It is normal for pedestrians to look for eye contact in order to know if a driver will yield the right of way or simply will accelerate and pass (in light less crosswalks). In dense pedestrian cities (I am from Spain) it is very usual to have some guessing and false start stop between the pedestrian and the driver, nobody seems to know who is going to yield finally. I wonder if this is been thought and how you'll signal the car's intention to a pedestrian?, maybe a forward braking light?. It could be that automatic cars will be much better yielders than a human driver.
It makes sense for the self-driving car to yield to pedestrians all the time. So if you see that there is no driver, you assume it will stop until you are out of its way.
There will be no more awkward social guessing games!
It will be interesting to see how people exploit the A.I.
There might be little tricks you could do to make an autonomous car yield. Or if you see one about to park, maybe you could get really close to it, and it would try to find another spot instead of fighting for the spot. Or pedestrians might carelessly walk in front of it, knowing it will stop for them.
Edit:
It will also be interesting to see how the technology changes as whole fleets of them are deployed. They will constantly be sending each other data: pothole detected on highway; I'm ahead of you and have braked suddenly; this road is congested, use alternate route; is there a parking spot close to my location?; tsunami warning - all cars go to high ground.
I guess someone will hack the software in his car to send a "road blocked" signal, so that he can drag race a friend on fifth avenue at rush hour. I also expect that it will become illegal to hack one's own car soon after that.
Stuff like congestion would probably be left to computers operated by the local traffic authority rather than the general public.
Of course you would need some form of hazard signaling which could be open to abuse (although it could be abused by human drivers anyway).

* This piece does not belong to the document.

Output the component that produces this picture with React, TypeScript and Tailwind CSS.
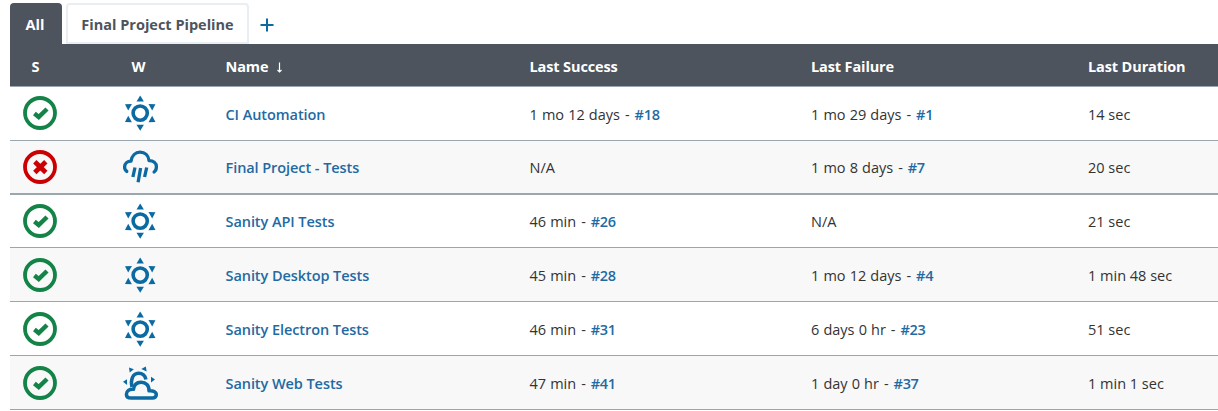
import React from "react";

type Weather = "sun" | "rain" | "cloudy";
type Build = { age: string; id?: string };
type Job = {
  ok: boolean;
  weather: Weather;
  name: string;
  success: Build;
  failure: Build;
  duration: string;
  row: string;
};

const jobs: Job[] = [
  { ok: true, weather: "sun", name: "CI Automation", success: { age: "1 mo 12 days", id: "#18" }, failure: { age: "1 mo 29 days", id: "#1" }, duration: "14 sec", row: "h-[54px] border-b [&>div]:pb-px" },
  { ok: false, weather: "rain", name: "Final Project - Tests", success: { age: "N/A" }, failure: { age: "1 mo 8 days", id: "#7" }, duration: "20 sec", row: "h-[54px] border-b-2 bg-[#f8f8f8]" },
  { ok: true, weather: "sun", name: "Sanity API Tests", success: { age: "46 min", id: "#26" }, failure: { age: "N/A" }, duration: "21 sec", row: "h-[53px] border-b" },
  { ok: true, weather: "sun", name: "Sanity Desktop Tests", success: { age: "45 min", id: "#28" }, failure: { age: "1 mo 12 days", id: "#4" }, duration: "1 min 48 sec", row: "h-[54px] border-b bg-[#f8f8f8] [&>div]:pt-px" },
  { ok: true, weather: "sun", name: "Sanity Electron Tests", success: { age: "46 min", id: "#31" }, failure: { age: "6 days 0 hr", id: "#23" }, duration: "51 sec", row: "h-[54px] border-b [&>div]:pt-px" },
  { ok: true, weather: "cloudy", name: "Sanity Web Tests", success: { age: "47 min", id: "#41" }, failure: { age: "1 day 0 hr", id: "#37" }, duration: "1 min 1 sec", row: "h-[54px] border-b bg-[#f8f8f8] [&>div]:pt-px" },
];

const columns = "grid grid-cols-[60px_155.5px_304px_281.5px_277px_1fr] items-center";

function StatusIcon({ ok }: { ok: boolean }) {
  return (
    <svg width="34" height="34" viewBox="-17 -17 34 34" fill="none" className={ok ? "text-[#138347]" : "text-[#cc0003]"}>
      <circle r="15" stroke="currentColor" strokeWidth="3.8" />
      {ok ? (
        <path d="M-5.6 0.6 L-1.3 4 L7 -4" stroke="currentColor" strokeWidth="4.5" />
      ) : (
        <path d="M-5.2 -5.2 L5.8 5.4 M5.8 -5.2 L-5.2 5.4" stroke="currentColor" strokeWidth="4.8" />
      )}
    </svg>
  );
}

function WeatherIcon({ kind }: { kind: Weather }) {
  if (kind === "sun") {
    return (
      <svg width="40" height="40" viewBox="-20 -20 40 40" fill="none" className="text-[#0b6aa2]">
        <circle cx="0.2" cy="0.1" r="7.1" stroke="currentColor" strokeWidth="3.6" />
        {[0, 60, 120, 180, 240, 300].map((a) => (
          <path key={a} d="M0 -17.6 L3.7 -11.7 L-3.7 -11.7 Z" transform={`translate(.2 .1) rotate(${a})`} fill="currentColor" />
        ))}
      </svg>
    );
  }
  if (kind === "rain") {
    return (
      <svg width="40" height="40" viewBox="10 2 40 40" fill="none" stroke="currentColor" strokeWidth="3.3" strokeLinecap="round" strokeLinejoin="round" className="text-[#0b6aa2]">
        <path d="M16.8 26.4 C15.2 25.2 14.5 23.7 14.6 21.8 C14.8 18.5 17.3 16.2 21 16.2 C21.8 10.6 25.5 7.2 30 7.2 C35 7.2 38.5 10.5 39 15.6 C43.4 15.6 46.4 18 46.4 21.8 C46.4 24.2 45.7 25.9 44.1 27" />
        <path strokeLinecap="butt" d="M25 22.5 L22.9 32 M30.6 23 L28.1 37.3 M36.7 22.5 L34.6 32" />
      </svg>
    );
  }
  return (
    <svg width="40" height="40" viewBox="10 3 40 40" fill="none" className="text-[#0b6aa2]">
      <g stroke="currentColor" strokeWidth="3.5" strokeLinejoin="round">
        <path d="M22 27 C20.3 19.5 22.8 13.4 28.4 13.2 C32.5 13.1 35.3 15.7 35.9 19.6" />
        <path d="M21.2 38 H42.5 C44.8 38 46.3 36.6 46.3 34.8 C46.3 32 43 30.3 39 30.8 C39.3 25.5 35.8 22.1 31 22.2 C26.7 22.3 24 25 23.5 29.2 C19.3 28.8 16.5 30.9 16.4 34.2 C16.4 36.5 18.3 38 21.2 38 Z" />
      </g>
      <path d="M19 7.6 L23.9 9.3 L19.7 12.6 Z M31.3 8.9 L35.8 6.5 L36.7 11.4 Z M13 21.8 L17 19.3 L17.1 25 Z M41 16.8 L45 19.5 L41 22.6 Z" fill="currentColor" />
    </svg>
  );
}

function BuildCell({ build }: { build: Build }) {
  return (
    <span className="pt-0.5 [word-spacing:0.35px]">
      {build.age}
      {build.id && (
        <>
          <span className="[word-spacing:1.2px]">{" - "}</span>
          <a className="font-semibold tracking-[-0.3px] text-[#1f6aa3]">{build.id}</a>
        </>
      )}
    </span>
  );
}

export default function App() {
  return (
    <div className="h-[411px] overflow-hidden bg-white pt-[3px] pl-2.5 font-['Open_Sans','Noto_Sans',sans-serif] text-[14.5px] leading-5 whitespace-nowrap text-[#333333]">
      <nav className="flex h-[41px]">
        <div className="flex w-[52px] justify-center rounded-t bg-[#4d545d] pt-3 font-bold text-white">
          <span className="-ml-0.5">All</span>
        </div>
        <div className="ml-1 flex w-[183px] justify-center rounded-t border-2 border-[#e9eef2] pt-2.5 font-bold text-[#4d545d]">
          Final Project Pipeline
        </div>
        <svg width="14" height="14" viewBox="0 0 14 14" className="mt-[15px] ml-[11px] text-[#0b6aa2]">
          <path d="M7 0.5 V13.5 M0.5 7 H13.5" stroke="currentColor" strokeWidth="2" />
        </svg>
      </nav>
      <div className={`${columns} h-[43px] border-b border-[#9ba7af] bg-[#4d545d] pt-1 font-bold tracking-[-0.12px] text-white`}>
        <span className="pl-[21.5px]">S</span>
        <span className="pl-[61.5px]">W</span>
        <span className="flex items-center gap-2">
          Name
          <svg width="7" height="11" viewBox="0 0 7 11" fill="none" stroke="currentColor">
            <path d="M3.5 0.5 V10 M1.5 8 L3.5 10 L5.5 8" strokeWidth="1.2" />
          </svg>
        </span>
        <span>Last Success</span>
        <span>Last Failure</span>
        <span>Last Duration</span>
      </div>
      {jobs.map((job) => (
        <div key={job.name} className={`${columns} border-[#9ba7af] ${job.row}`}>
          <div className="pl-[13px]">
            <StatusIcon ok={job.ok} />
          </div>
          <div className="pl-[50px]">
            <WeatherIcon kind={job.weather} />
          </div>
          <a className="pt-0.5 font-semibold tracking-[-0.07px] text-[#1f6aa3]">{job.name}</a>
          <BuildCell build={job.success} />
          <BuildCell build={job.failure} />
          <span className="pt-0.5">{job.duration}</span>
        </div>
      ))}
    </div>
  );
}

You can always monitor what cars are doing and if you find that some particular persons car is always behaving in a way that causes problems then you can potentially take legal action against them.
There is a second part on it. How will cars behave when they are driving along a crowded street in a place where people crosses anywhere and changing directions and intentions very fast. I don't think there will be dangers to pedestrian. But it's going to be a tought problem avoiding false emergency breaking. Once more you have to rely on visual contact to know what are the real intentions of people. Crossing, waiting for the car to pass, simply unaware of the car coming, going to pick something that fell at the border of the street but no intention to cross.
Not an easy task!
Also it is strange they are not working on a kind of transponder, that could be used between nearby cars to coordinate maneuvers(maybe I missed it on this article, but I think I read about somebody was developing it) . It will be usefull once robocars are more common.
Like any other technology, people will grab the wheel when the incentives don't pay off. Take for example the iPad. iPad is great as a media consumption device, or the occasional email. But as soon as I have to write longer than a few minutes, the iPad becomes a burden. In the case of a heavily crowded street a self-driving automobile might be able to trek through, but it may be more feasible to grab the wheel if you just want to move on.
Once self-driving cars become more commonplace, issues with eye-contact with pedestrians will naturally seek their own level as comfort ensues.
This doesn't make sense for many American cities where the downtown only houses the municipal government, museums, and boutique shopping, but the city itself has several other major shopping districts, not to mention residential and industrial districts. These different districts are often miles and miles apart with no easy walking routes between or often within the districts. For example, Anchorage, Alaska, is 1,704.7 sq. miles (4,415.1 sq. km) [1], and it can sometimes take over 2 hours to drive from one end of the city to the other.
My guess is that originally self driving cars will be mainly used on highways and take you to the metro hubs. Once you reach a very populated metro area, you will use the local public transportation.
They would probably BE the public transportation. We need large buses because drivers aren't flexible enough to deploy, and you need to have enough capacity to meet peak demand. If you can have smaller driverless vehicles, and just put more of them on the road during peak hours, it's much more cost-effective (and environmentally friendly) to have smaller capacity vehicles. I doubt we'll see more than 10 people per public transit vehicle once driverless transport becomes the norm.
A diesel bus gets 6mpg --- you only need 10-15 people on one to match even the most fuel-efficient of cars in terms of environmental friendliness, unless you're referring to something else..
That's assuming there is only 1 person in the car.
A car that does 60mpg with 5 passengers can move people 300mpg (of course you will lose some mpg due to the extra weight)
My guess is that automated vehicles will be both more predictable, and more dependable, at yielding.
When a pedestrian jaywalks in front of an oncoming vehicle, he's depending on the fact that the driver isn't distracted, and can pick him out of the visual clutter at the sides of the road. I'm a good driver, but I still find that it can be difficult to spot a pedestrian who is standing among parked cars at dusk, especially considering that my rear-view mirror obstructs some of my vision further up the road on the right side, as it does for a lot of drivers.
An automated car should always be paying attention (especially since it can pay attention to lots of things at once) and doesn't have to depend on human eyesight to detect potential collisions - it can utilize lasers, infrared and other sensors.
I guessing the robots will behave a great deal more deterministically than the humans. Its the old style human driven cars that will need the warning lights.